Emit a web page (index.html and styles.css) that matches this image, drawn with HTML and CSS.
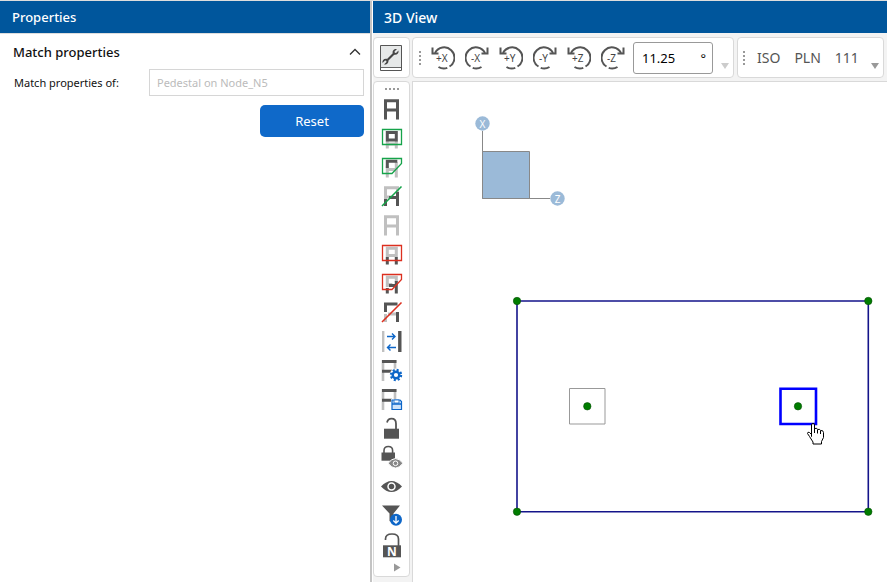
FILE: index.html
```html
<!DOCTYPE html>
<html lang="en">
<head>
<meta charset="utf-8">
<title>3D View</title>
<link rel="stylesheet" href="styles.css">
</head>
<body>
<div class="app">
  <aside class="panel">
    <h2 class="bar">Properties</h2>
    <div class="panel-body">
      <button class="section" type="button" aria-expanded="true">
        <span>Match properties</span>
        <svg width="12" height="8" viewBox="0 0 12 8"><path d="M1 6.500 6 1.500 11 6.500" fill="none" stroke="#333" stroke-width="1.300"/></svg>
      </button>
      <div class="field">
        <label for="source">Match properties of:</label>
        <input id="source" type="text" value="Pedestal on Node_N5" disabled>
      </div>
      <button class="reset" type="button">Reset</button>
    </div>
  </aside>
  <main class="view">
    <h2 class="bar">3D View</h2>
    <div class="work">
      <div class="card tool-card">
        <button class="icon" type="button" aria-label="Settings"><svg width="24" height="28" viewBox="0 0 24 28"><path d="M1.500 1.500h21v25h-21z" fill="#e6e8e8" stroke="#555"/><path d="M2 23.500h20" stroke="#666"/><path d="M2 24h20v2H2z" fill="#fff"/><path d="M8.500 16 15 9.500" stroke="#444" stroke-width="2.200"/><path d="M18 5l-2.500 2.500.3 1.200 1.200.3L19.500 6.500c.5 2.500-1.200 4.700-4.200 4.300l-1.600-1.600c-.6-2.500 1.300-4.600 4.300-4.200zM5 20.500 7.500 18l-.3-1.200-1.200-.3L3.500 19c-.5-2.500 1.200-4.700 4.200-4.300l1.600 1.600c.6 2.500-1.300 4.600-4.300 4.200z" fill="#444"/></svg></button>
      </div>
      <div class="toolbars">
        <div class="card rotations">
          <span class="grip"></span>
          <div class="rotate-group" id="rotate-group"></div>
          <div class="angle"><input type="text" value="11.25" aria-label="Angle"><span>°</span></div>
          <span class="more pale"></span>
        </div>
        <div class="card presets">
          <span class="grip"></span>
          <button type="button">ISO</button><button type="button">PLN</button><button type="button">111</button>
          <span class="more"></span>
        </div>
        <div class="card rest"></div>
      </div>
      <div class="card rail">
        <span class="grip flat"></span>
        <div class="rail-icons" id="rail-icons"></div>
        <svg class="rail-next" width="7" height="9" viewBox="0 0 7 9"><path d="M0 0.500 6.500 4.500 0 8.500z" fill="#999"/></svg>
      </div>
      <div class="canvas">
        <svg width="474" height="500" viewBox="413 82 474 500">
          <g fill="none" stroke="#888"><path d="M482.500 131v67.500H550"/><path d="M482.500 151.500h47v47h-47z" fill="#9bbad8"/></g>
          <g fill="#9bbad8"><circle cx="482.500" cy="123.500" r="7.200"/><circle cx="557.500" cy="198.500" r="7.200"/></g>
          <g class="axis"><text x="482.500" y="127.500">X</text><text x="557.500" y="202.500">Z</text></g>
          <path d="M517 301h351.300v210.700H517z" fill="none" stroke="#14148a" stroke-width="1.600"/>
          <path d="M569.500 388.500h35.500v35.500h-35.500z" fill="none" stroke="#999"/>
          <path d="M780.500 388.700h35.500v35.300h-35.500z" fill="none" stroke="#00f" stroke-width="2.600"/>
          <g fill="#007d00" stroke="#064f06" stroke-width=".6"><circle cx="517" cy="301" r="3.700"/><circle cx="868.300" cy="301" r="3.700"/><circle cx="517" cy="511.700" r="3.700"/><circle cx="868.300" cy="511.700" r="3.700"/><circle cx="587.300" cy="406.300" r="3.700"/><circle cx="798" cy="406.300" r="3.700"/></g>
          <path d="M811.500 436.500V425q0-1.500 1.500-1.500t1.500 1.500v5-1.500q3-.8 3 1 2.700-.7 3 1 2.800-.5 3 2v5l-2 4v2.500h-8.500V442l-3.500-5.500-2-3q0-2 2-1l2 2z" fill="#fff" stroke="#000"/>
          <path d="M814.500 429v4M817.500 430v3.500M820.500 431v3" stroke="#000"/>
        </svg>
      </div>
    </div>
  </main>
</div>
<script src="icons.js"></script>
</body>
</html>
```
FILE: styles.css
```css
* { box-sizing: border-box; }
body { margin: 0; font: 13px/20px "Noto Sans", "Open Sans", sans-serif; color: #111; background: #fff; }
button, input { font: inherit; }
button { padding: 0; border: 0; background: none; color: inherit; }
svg { display: block; }
.app { display: grid; grid-template-columns: 373px minmax(0, 1fr); min-height: 100vh; border-top: 1px solid #ddd; }
.panel { border-right: 2px solid #c4c4c4; margin-right: 1px; }
.bar { margin: 0; height: 32px; padding: 0 12px; font-size: 13px; line-height: 32px; font-weight: 500; color: #fff; background: #00569c; }
.view .bar { padding: 0 11px; font-size: 14px; line-height: 34px; }
.panel-body { display: flex; flex-direction: column; padding: 8px 6px 0 13px; border-top: 1px solid #ddd; }
.section { display: flex; justify-content: space-between; align-items: center; height: 20px; padding-right: 3px; font-weight: 500; }
.field { display: grid; grid-template-columns: 135px 1fr; align-items: center; margin-top: 7px; padding-left: 1px; font-size: 11px; }
.field input { width: 100%; height: 27px; padding: 0 7px; border: 1px solid #d6d6d6; border-radius: 0; background: #fff; color: #bbb; }
.reset { align-self: flex-end; width: 104px; height: 32px; margin-top: 9px; border-radius: 5px; background: #0f69c9; color: #fff; }
.view { display: flex; flex-direction: column; background: #f3f3f3; }
.work { flex: 1; display: grid; grid-template-columns: 37px minmax(0, 1fr); grid-template-rows: 41px 1fr; gap: 3px 2px; padding-top: 4px; }
.card { border: 1px solid #d9d9d9; border-radius: 4px; background: #fff; }
.tool-card { display: flex; align-items: center; justify-content: center; padding-right: 1px; }
.toolbars { display: flex; gap: 3px; overflow: hidden; }
.rotations, .presets { position: relative; display: flex; align-items: center; flex: none; }
.rotations { width: 322px; padding-left: 6px; }
.presets { width: 147px; padding-left: 5px; color: #555; font-size: 14px; gap: 14px; }
.presets .grip { margin-right: -2px; }
.rest { flex: 1 0 8px; }
.grip { width: 2px; height: 14px; background: repeating-linear-gradient(#999 0 2px, #fff 2px 4px); }
.flat { width: 14px; height: 2px; background: repeating-linear-gradient(90deg, #999 0 2px, #fff 2px 4px); }
.rotate-group { display: flex; gap: 10px; margin-left: 10px; }
.rotate-group text { font: 10px "Noto Sans", sans-serif; fill: #444; }
.angle { display: flex; align-items: center; width: 80px; height: 32px; margin-left: 8px; padding: 0 6px 0 8px; border: 1px solid #999; border-radius: 3px; }
.angle input { flex: 1; min-width: 0; padding: 0; border: 0; outline: 0; }
.more { position: absolute; right: 4px; bottom: 8px; border: 4px solid transparent; border-top: 6px solid #999; border-bottom: 0; }
.pale { border-top-color: #ccc; }
.rail { display: flex; flex-direction: column; align-items: center; height: 496px; padding-top: 6px; }
.rail-icons { margin-top: 5px; }
.rail-icons button { display: block; }
.rail-next { margin: 4px 0 0 11px; }
.rail-icons text { font: 700 12px "Noto Sans", sans-serif; fill: #fff; text-anchor: middle; }
.canvas { background: #fff; border-left: 1px solid #d9d9d9; border-top: 1px solid #d9d9d9; overflow: hidden; }
.axis text { font: 10px "Noto Sans", sans-serif; fill: #fff; text-anchor: middle; }
```
FILE: icons.js
```js
const D = '#555', G = '#c0c0c0', GR = '#16a34a', R = '#dc2f1f', B = '#0d66c8';
const line = (d, c, w = 3) => `<path d="${d}" fill="none" stroke="${c}" stroke-width="${w}"/>`;
const frame = c => line('M6.500 24.500V5.800h12v18.700M6.500 15h12', c);
const ladder = line('M4 4v21M16 4v10', G, 2.6) + line('M3 5.500h14.500M3 15.300h10', D);
const box = 'M3.500 5.500h19v15h-19z', cut = 'M3.500 5.500h19v5l-9.500 10h-9.500z';
const eye = 'M2 14.500Q12.500 3.500 23 14.500 12.500 25.500 2 14.500z';
const rail = [
  ['Show all', frame(D)],
  ['Show inside box', line('M8.300 17v7.500M17.300 17v7.500M8 20h9', G) + line('M8.300 8.500h9v7.500h-9z', D) + line(box, GR, 1.3)],
  ['Show inside polygon', line('M8.300 13v11.500M17.300 9v15.500M8.300 16.500h9', G) + line('M8.300 15V8.300h10', D) + line(cut, GR, 1.3)],
  ['Show by line', line('M6.500 17V5.800h12V12M6.500 15h6', G) + line('M6.500 24V17M10 15.500h8.500M18.500 10v14', D) + line('M3 24 22.500 4.500', GR, 1.6)],
  ['Show none', frame(G)],
  ['Hide inside box', line('M8.300 17V8.300h9V17M8.300 15.500h9', G) + line('M8.300 17v7.500M17.300 17v7.500', D) + line(box, R, 1.3)],
  ['Hide inside polygon', line('M8.300 18V8.300h9V13M8.300 15.500h5', G) + line('M8.300 19v5.500M17.300 12v12.500M10 16.500h8', D) + line(cut, R, 1.3)],
  ['Hide by line', line('M6.500 16v8M9 16h9', G) + line('M6.500 14V6h12M18.500 14v10', D) + line('M3 24 22.500 4.500', R, 1.6)],
  ['Swap visibility', line('M4.200 4v21', G, 2.4) + line('M20.800 4v21', D, 3.4) + line('M8 9.500h8M13 6.500l3 3-3 3M17 20.500H8.500M11.500 17.500l-3 3 3 3', B, 1.4)],
  ['View settings', ladder + `<circle cx="17" cy="19" r="6.500" fill="#fff"/><circle cx="17" cy="19" r="5" fill="none" stroke="${B}" stroke-width="2.400" stroke-dasharray="2 1.930"/><circle cx="17" cy="19" r="3.300" fill="none" stroke="${B}" stroke-width="2.400"/>`],
  ['Save view', ladder + `<path d="M12 14h11v11H12z" fill="#fff"/><path d="M13 15h8l1.500 1.500v8H13z" fill="#cfe3fa" stroke="${B}" stroke-width="1.200"/><path d="M13 19h9.500" stroke="${B}" stroke-width="1.500"/><path d="M15 15v3h5v-3z" fill="#fff" stroke="${B}" stroke-width=".8"/>`],
  ['Unlock', `<path d="M5 14.700h15v10H5z" fill="${D}"/>` + line('M8 8.500q1-3.800 4.500-3.800 4.500 0 4.500 5V15', D, 1.8)],
  ['Locked visibility', `<path d="M2.500 9.500H16v8.200H2.500z" fill="${D}"/>` + line('M5 10V7.500Q5 3.500 9.300 3.500t4.300 4V10', D, 1.6) + `<path d="M9 20.300q7.500-9.500 15 0-7.500 9.500-15 0z" fill="#888" stroke="#fff"/><circle cx="16.500" cy="20.300" r="2.300" fill="#888" stroke="#fff"/>`],
  ['Visibility', `<path d="${eye}" fill="${D}"/><circle cx="12.500" cy="14.500" r="3.500" fill="${D}" stroke="#fff" stroke-width="1.500"/>`],
  ['Filter', `<path d="M3 4.500h18l-6.500 8V22l-4-2v-7.500z" fill="${D}"/><circle cx="17" cy="18.800" r="6" fill="${B}"/>` + line('M17 15v7M14.300 19.500l2.700 2.700 2.700-2.700', '#fff', 1.3)],
  ['Node lock', `<path d="M4 15.300h18v12H4z" fill="${D}"/>` + line('M6.500 10V9q0-5 6.500-5t6.500 5v7', D, 1.7) + '<text x="13" y="25.500">N</text>']
];
document.getElementById('rail-icons').innerHTML = rail.map(([n, s]) =>
  `<button type="button" aria-label="${n}"><svg width="25" height="29" viewBox="0 0 25 29">${s}</svg></button>`).join('');
const arc = line('M4 7A10.300 10.300 0 1 1 18.500 20.500M16.300 21.900A10.300 10.300 0 0 1 7.500 21', '#555', 2) + line('M1.500 1.500v6h6', '#555', 2);
document.getElementById('rotate-group').innerHTML = ['+X', '-X', '+Y', '-Y', '+Z', '-Z'].map(t =>
  `<button type="button" aria-label="Rotate ${t}"><svg width="24" height="24" viewBox="0 0 24 24"><g${t[0] === '-' ? ' transform="matrix(-1 0 0 1 24 0)"' : ''}>${arc}</g><text x="${t[0] === '+' ? 5 : 6}" y="16">${t}</text></svg></button>`).join('');
```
^^^^^^^^
## [Aim]
Search the data for "styles". Copy every matching line.

## [Finished answer]
Emit a web page (index.html and styles.css) that matches this image, drawn with HTML and CSS.
<link rel="stylesheet" href="styles.css">
FILE: styles.css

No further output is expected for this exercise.